Need another reason to defund this defacement of Fairhope’s unique visual appeal? The planners claim once they level out the slope between the top of the bluff and the waterfront, the access will meet the requirements of the Americans with Disabilities Act (ADA). But an architect friend who viewed the video presentation assures me sloping walkways and switchbacks in the preliminary sketches won’t pass ADA muster, which may mean more costly earth moving for handrails, ramps and turnarounds will be needed.

The planners jokingly refused Mr. Burrell’s invitation to say they could bring in the big project without cost overruns. They also admitted, under questioning from Councilman Kevin Boone, that their current estimates do not include shoring up of the bulkheads at the start of the pier. Burrell’s suggestion to “put rip-rap in front of it” was apparently offered in jest.

But this assault on Fairhope’s viewscape and public spaces is no laughing matter.

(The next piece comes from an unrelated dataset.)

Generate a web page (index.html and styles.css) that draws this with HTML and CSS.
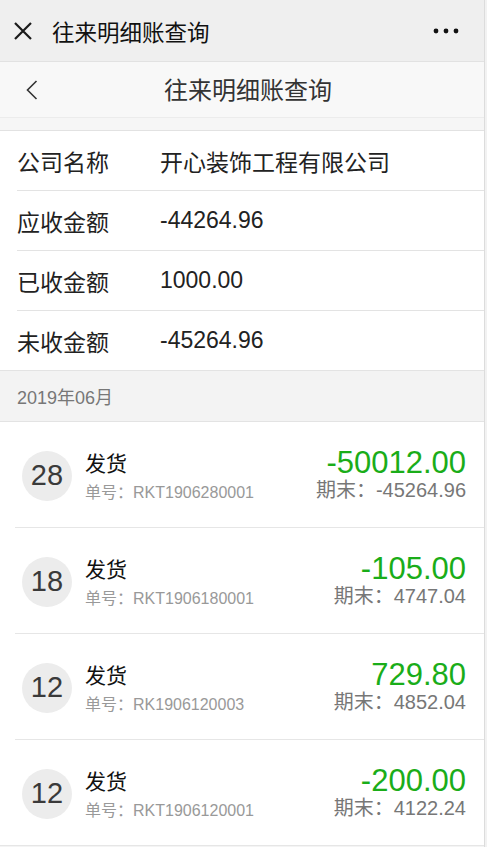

Visiting artists and travel writers agree our waterfront parks are the jewels in Fairhope’s crown. They need to be saved from our elected officials before citizens are reduced to petitioning the Fairhope Single Tax Colony and the Corps to stop an idea whose time should never come. Now is the time for all who love our sylvan setting to demand the mayor and City Council observe an environmental version of the Hippocratic Oath. When you are custodian of an irreplaceable natural wonder, first do no harm!

 

 

Howell Raines, a former executive editor of The New York Times, is an MSNBC commentator and the author of “My Soul Is Rested,” an oral history of the civil rights movement.